Dashboards & reporting

  • Create dashboards for different audiences:
    • Executive: uptime percentages, SLA compliance, top incidents.
    • Ops: active incidents, recent failures, system health.
    • Network/DB teams: performance trends for specific device classes.
  • Schedule periodic reports (daily/weekly/monthly) for SLA reviews and capacity planning.
  • Use histogram and time‑series visualizations to detect trends and recurring issues.

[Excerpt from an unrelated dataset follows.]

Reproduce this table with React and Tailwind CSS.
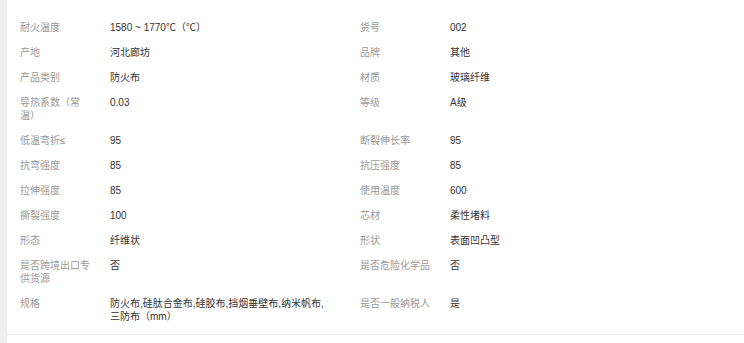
import React from 'react';

const rows = [
  ['耐火温度', '1580 ~ 1770℃（℃）', '货号', '002'],
  ['产地', '河北廊坊', '品牌', '其他'],
  ['产品类别', '防火布', '材质', '玻璃纤维'],
  ['导热系数（常温）', '0.03', '等级', 'A级'],
  ['低温弯折≤', '95', '断裂伸长率', '95'],
  ['抗弯强度', '85', '抗压强度', '85'],
  ['拉伸强度', '85', '使用温度', '600'],
  ['撕裂强度', '100', '芯材', '柔性堵料'],
  ['形态', '纤维状', '形状', '表面凹凸型'],
  ['是否跨境出口专供货源', '否', '是否危险化学品', '否'],
  ['规格', '防火布,硅肽合金布,硅胶布,挡烟垂壁布,纳米帆布,三防布（mm）', '是否一般纳税人', '是'],
];

const App = () => {
  return (
    <div
      className="flex w-[744px] h-[343px] bg-white"
      style={{ fontFamily: '"Liberation Sans", "Noto Sans CJK SC", sans-serif' }}
    >
      <div className="w-[7px] shrink-0 bg-[#efefef]" />
      <div className="flex-1 flex flex-col">
        <div className="grid grid-cols-[90px_250px_90px_1fr] pl-[13px] pt-[15px] pb-[5px] border-b border-[#e6e6e6] text-[10px] leading-[13px]">
          {rows.map((row) => (
            <React.Fragment key={row[0]}>
              <div className="py-[6px] pr-[18px] text-[#999999]">{row[0]}</div>
              <div className="py-[6px] pr-[28px] text-[#333333]">{row[1]}</div>
              <div className="py-[6px] pr-[18px] text-[#999999]">{row[2]}</div>
              <div className="py-[6px] text-[#333333]">{row[3]}</div>
            </React.Fragment>
          ))}
        </div>
      </div>
    </div>
  );
};

export default App;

Troubleshooting common problems

  • Service won’t start: check Windows event logs, service account permissions, and database connectivity strings.
  • High CPU/memory: identify expensive checks, increase staggering, or move checks to distributed probes.
  • False positives: verify credential validity, network latency, adjust thresholds, enable test mode for new checks.
  • Alert delivery failures: verify SMTP/SMTP relays, SMS provider creds, firewall rules for outbound API/webhook calls.

Maintenance and lifecycle

  • Review check inventory quarterly; remove obsolete checks.
  • Rotate service and integration credentials on a schedule.
  • Test disaster recovery: restore database backups to a staging server and validate configuration.
  • Keep documentation up to date: runbooks, escalation lists, and architecture diagrams.

Example checklist (quick)

  • [ ] Confirm OS and DB prerequisites
  • [ ] Install IPSentry and apply updates
  • [ ] Configure DB, service accounts, and probes
  • [ ] Import hosts and apply templates
  • [ ] Configure alert channels and escalation
  • [ ] Implement HA and DB backups
  • [ ] Create dashboards and reports
  • [ ] Schedule maintenance and credential rotation

Conclusion

A well‑designed IPSentry deployment balances centralized visibility with distributed probes, secure communications, and careful scheduling to minimize load and false positives. Combine automated checks with clear alerting and documented runbooks to keep operations reliable and scalable.